In his essay “Culture of Consent, Culture of Sovereignty: A Recipe from a Druid’s Perspective,” John Beckett wrote, “The land has sovereignty. So does each and every person. You have both the inherent right to rule your life and the obligation to rule it rightly … We all possess the inherent sovereignty to rule our own bodies and our own lives.” Later he asked, “How do we build a culture of sovereignty, which affirms eery person’s right to control their own body?”
What do you think this idea of sovereignty adds to the discussion on consent and creating a culture of consent?
I found that essay particularly helpful in framing a Pagan understanding of bodily autonomy and sovereignty. I also think it’s a very “Western” way of thinking about the issue. Many cultures regard everyone as part of a community and a social fabric, and take the view that violations of consent tear that social fabric as well harming the sovereignty of the individual. I would like to see an approach that includes the best of both these perspectives: individual sovereignty and the interconnectedness of everyone.
Is there a tension for leaders and community members when rituals that involve touch conflict with folks who are touch-adverse? How have you seen Pagan communities strive to create a safe and comfortable space but respect the sacred and powerful potential for touch?
Yes, there is a big tension about this for a lot of people. Many people find the culture of hugging very liberating, and when those of us who want to interrupt that and say that hugging is very uncomfortable for some members of the community, it can be very uncomfortable for people to hear that and take that perspective into account.
It also depends on the cultural context. If you’re in a country where touch is more usual in the wider culture, then people are better at reading the signs when someone doesn’t want to be touched (and some cultures are better at enabling people to assert themselves when they don’t want something).
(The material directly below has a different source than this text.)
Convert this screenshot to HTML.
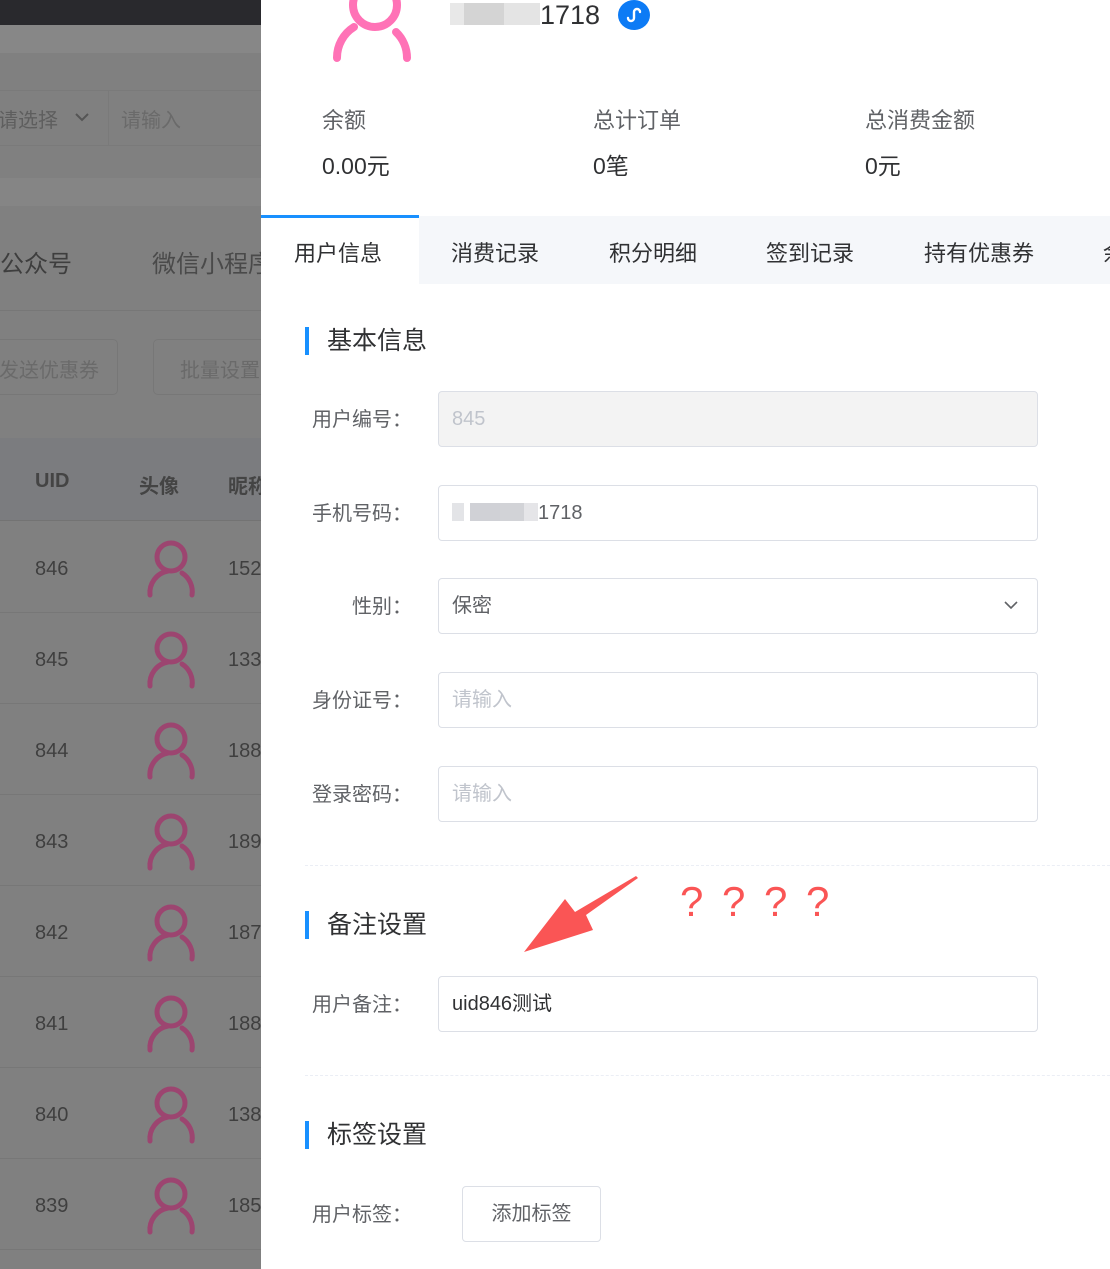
<!DOCTYPE html>
<html><head><meta charset="utf-8"><style>
*{margin:0;padding:0;box-sizing:border-box}
body{width:1110px;height:1269px;position:relative;overflow:hidden;background:#fff;font-family:"Liberation Sans","Noto Sans CJK SC",sans-serif}
.a{position:absolute;white-space:nowrap}
.l{background:#808080;position:absolute;left:0;top:0;width:261px;height:1269px;overflow:hidden}
.lt{color:#3f3f3f;font-size:20px}
.row{position:absolute;left:0;width:261px;height:91px;border-bottom:1px solid #777}
.lab{font-size:20px;color:#606266;text-align:right;width:120px;left:292px}
.inp{position:absolute;left:438px;width:600px;height:56px;border:1px solid #dcdfe6;border-radius:4px;font-size:20px;color:#606266;padding:0 13px;line-height:54px}
.sec{position:absolute;left:305px;border-left:4px solid #1890ff;padding-left:18px;font-size:25px;color:#303133;height:28px;line-height:28px}
.dash{position:absolute;left:305px;width:805px;border-top:1px dashed #ebeef5}
</style></head><body>
<div class="l">
<div class="a" style="left:0;top:0;width:261px;height:25px;background:#29292d"></div>
<div class="a" style="left:0;top:25px;width:261px;height:28px;background:#878787"></div>
<div class="a" style="left:0;top:90px;width:261px;height:56px;border-top:1px solid #7a7a7a;border-bottom:1px solid #7a7a7a"></div>
<div class="a" style="left:108px;top:90px;width:1px;height:56px;background:#7a7a7a"></div>
<div class="a" style="left:-2px;top:104px;font-size:20px;color:#5e5e5e">请选择</div>
<svg class="a" style="left:74px;top:111px" width="16" height="12"><path d="M2 3l6 6 6-6" fill="none" stroke="#555" stroke-width="2"/></svg>
<div class="a" style="left:121px;top:104px;font-size:20px;color:#6a6a6a">请输入</div>
<div class="a" style="left:0;top:178px;width:261px;height:28px;background:#858585"></div>
<div class="a" style="left:0;top:244px;font-size:24px;color:#3e3e3e">公众号</div>
<div class="a" style="left:152px;top:244px;font-size:24px;color:#4a4a4a">微信小程序</div>
<div class="a" style="left:0;top:310px;width:261px;height:1px;background:#777"></div>
<div class="a" style="left:-10px;top:339px;width:128px;height:56px;border:1px solid #777;border-radius:5px;font-size:20px;color:#6a6a6a;padding:14px 0 0 8px">发送优惠券</div>
<div class="a" style="left:153px;top:339px;width:140px;height:56px;border:1px solid #777;border-radius:5px;font-size:20px;color:#6a6a6a;padding:14px 0 0 26px">批量设置</div>
<div class="a" style="left:0;top:438px;width:261px;height:83px;background:#7b7c7f;border-bottom:1px solid #737373"></div>
<div class="a" style="left:35px;top:470px;font-size:20px;font-weight:bold;color:#444">UID</div>
<div class="a" style="left:139px;top:470px;font-size:20px;font-weight:bold;color:#444">头像</div>
<div class="a" style="left:228px;top:470px;font-size:20px;font-weight:bold;color:#444">昵称</div>
<div style="position:absolute;left:0;top:522px">
<div class="row" style="top:0"><span class="a lt" style="left:35px;top:36px">846</span><span class="a lt" style="left:228px;top:36px">152</span></div>
<div class="row" style="top:91px"><span class="a lt" style="left:35px;top:36px">845</span><span class="a lt" style="left:228px;top:36px">133</span></div>
<div class="row" style="top:182px"><span class="a lt" style="left:35px;top:36px">844</span><span class="a lt" style="left:228px;top:36px">188</span></div>
<div class="row" style="top:273px"><span class="a lt" style="left:35px;top:36px">843</span><span class="a lt" style="left:228px;top:36px">189</span></div>
<div class="row" style="top:364px"><span class="a lt" style="left:35px;top:36px">842</span><span class="a lt" style="left:228px;top:36px">187</span></div>
<div class="row" style="top:455px"><span class="a lt" style="left:35px;top:36px">841</span><span class="a lt" style="left:228px;top:36px">188</span></div>
<div class="row" style="top:546px"><span class="a lt" style="left:35px;top:36px">840</span><span class="a lt" style="left:228px;top:36px">138</span></div>
<div class="row" style="top:637px"><span class="a lt" style="left:35px;top:36px">839</span><span class="a lt" style="left:228px;top:36px">185</span></div>
</div>
<svg class="a" style="left:140px;top:540px" width="62" height="740">
<defs><g id="u"><circle cx="31" cy="17" r="14" fill="none" stroke="#9c4570" stroke-width="5"/><path d="M10 55 A22 22 0 0 1 28 31 M42 33 A22 22 0 0 1 52 55" fill="none" stroke="#9c4570" stroke-width="5" stroke-linecap="round"/></g></defs>
<use href="#u" y="0"/><use href="#u" y="91"/><use href="#u" y="182"/><use href="#u" y="273"/><use href="#u" y="364"/><use href="#u" y="455"/><use href="#u" y="546"/><use href="#u" y="637"/>
</svg>
</div>
<svg class="a" style="left:330px;top:0" width="90" height="62"><circle cx="45" cy="5" r="22" fill="none" stroke="#ff72b6" stroke-width="8"/><path d="M7 58 A36 36 0 0 1 24 27 M66 32 A36 36 0 0 1 77 58" fill="none" stroke="#ff72b6" stroke-width="8" stroke-linecap="round"/></svg>
<div class="a" style="left:450px;top:3px;width:90px;height:22px;background:linear-gradient(90deg,#e8e8e8 0 14px,#d4d4d4 14px 54px,#e4e4e4 54px)"></div>
<div class="a" style="left:540px;top:0;font-size:27px;color:#303133">1718</div>
<svg class="a" style="left:618px;top:0" width="32" height="30"><ellipse cx="16" cy="15" rx="16" ry="15" fill="#0d7bf5"/><path d="M10 18 A3 3 0 1 0 16 18 V12 A3 3 0 1 1 22 12" fill="none" stroke="#fff" stroke-width="2.4" stroke-linecap="round"/></svg>
<div class="a" style="left:322px;top:103px;font-size:22px;color:#606266">余额</div>
<div class="a" style="left:322px;top:147px;font-size:23px;color:#303133">0.00元</div>
<div class="a" style="left:593px;top:103px;font-size:22px;color:#606266">总计订单</div>
<div class="a" style="left:593px;top:147px;font-size:23px;color:#303133">0笔</div>
<div class="a" style="left:865px;top:103px;font-size:22px;color:#606266">总消费金额</div>
<div class="a" style="left:865px;top:147px;font-size:23px;color:#303133">0元</div>
<div class="a" style="left:261px;top:216px;width:849px;height:68px;background:#f5f7fa"></div>
<div class="a" style="left:261px;top:215px;width:158px;height:69px;background:#fff;border-top:3px solid #1890ff"></div>
<div class="a" style="left:294px;top:236px;font-size:22px;color:#303133">用户信息</div>
<div class="a" style="left:451px;top:236px;font-size:22px;color:#303133">消费记录</div>
<div class="a" style="left:609px;top:236px;font-size:22px;color:#303133">积分明细</div>
<div class="a" style="left:766px;top:236px;font-size:22px;color:#303133">签到记录</div>
<div class="a" style="left:924px;top:236px;font-size:22px;color:#303133">持有优惠券</div>
<div class="a" style="left:1103px;top:236px;font-size:22px;color:#303133">余</div>
<div class="sec" style="top:327px">基本信息</div>
<div class="a lab" style="top:403px">用户编号：</div>
<div class="inp" style="top:391px;background:#f3f3f3;color:#c0c4cc">845</div>
<div class="a lab" style="top:497px">手机号码：</div>
<div class="inp" style="top:485px"><span style="display:inline-block;width:86px;height:18px;vertical-align:-2px;background:linear-gradient(90deg,#e3e4e7 0 12px,#fff 12px 18px,#d0d1d6 18px 48px,#d2d3d7 48px 72px,#e5e5e8 72px)"></span>1718</div>
<div class="a lab" style="top:590px">性别：</div>
<div class="inp" style="top:578px">保密<svg style="position:absolute;right:18px;top:20px" width="16" height="12"><path d="M2 3l6 6 6-6" fill="none" stroke="#606266" stroke-width="1.6"/></svg></div>
<div class="a lab" style="top:684px">身份证号：</div>
<div class="inp" style="top:672px;color:#c0c4cc">请输入</div>
<div class="a lab" style="top:778px">登录密码：</div>
<div class="inp" style="top:766px;color:#c0c4cc">请输入</div>
<div class="dash" style="top:865px"></div>
<div class="sec" style="top:911px">备注设置</div>
<svg class="a" style="left:520px;top:875px" width="130" height="85"><path d="M118 3 L66 40 L73 55 L4 77 L45 24 L55 37 L116 1 Z" fill="#fa5555"/></svg>
<div class="a" style="left:680px;top:878px;font-size:42px;color:#fa5555;font-weight:300">
<span class="a" style="left:0">?</span><span class="a" style="left:42px">?</span><span class="a" style="left:84px">?</span><span class="a" style="left:126px">?</span></div>
<div class="a lab" style="top:988px">用户备注：</div>
<div class="inp" style="top:976px;color:#303133">uid846测试</div>
<div class="dash" style="top:1075px"></div>
<div class="sec" style="top:1121px">标签设置</div>
<div class="a lab" style="top:1198px">用户标签：</div>
<div class="a" style="left:462px;top:1186px;width:139px;height:56px;border:1px solid #dcdfe6;border-radius:4px;font-size:20px;color:#606266;text-align:center;line-height:54px">添加标签</div>
</body></html>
I think much more conversation is needed around this subject, and I mean the sort of conversation where people can sit and talk and listen to each other and make eye contact, because social media is not a very satisfactory place to have these conversations, as it is too polarising. I’ve tried to raise the topic of consent to hugs, and people have responded with “oh you don’t like hugs?” Actually I love hugs, but I totally prefer a hug that I have consented to, as I can relax into it.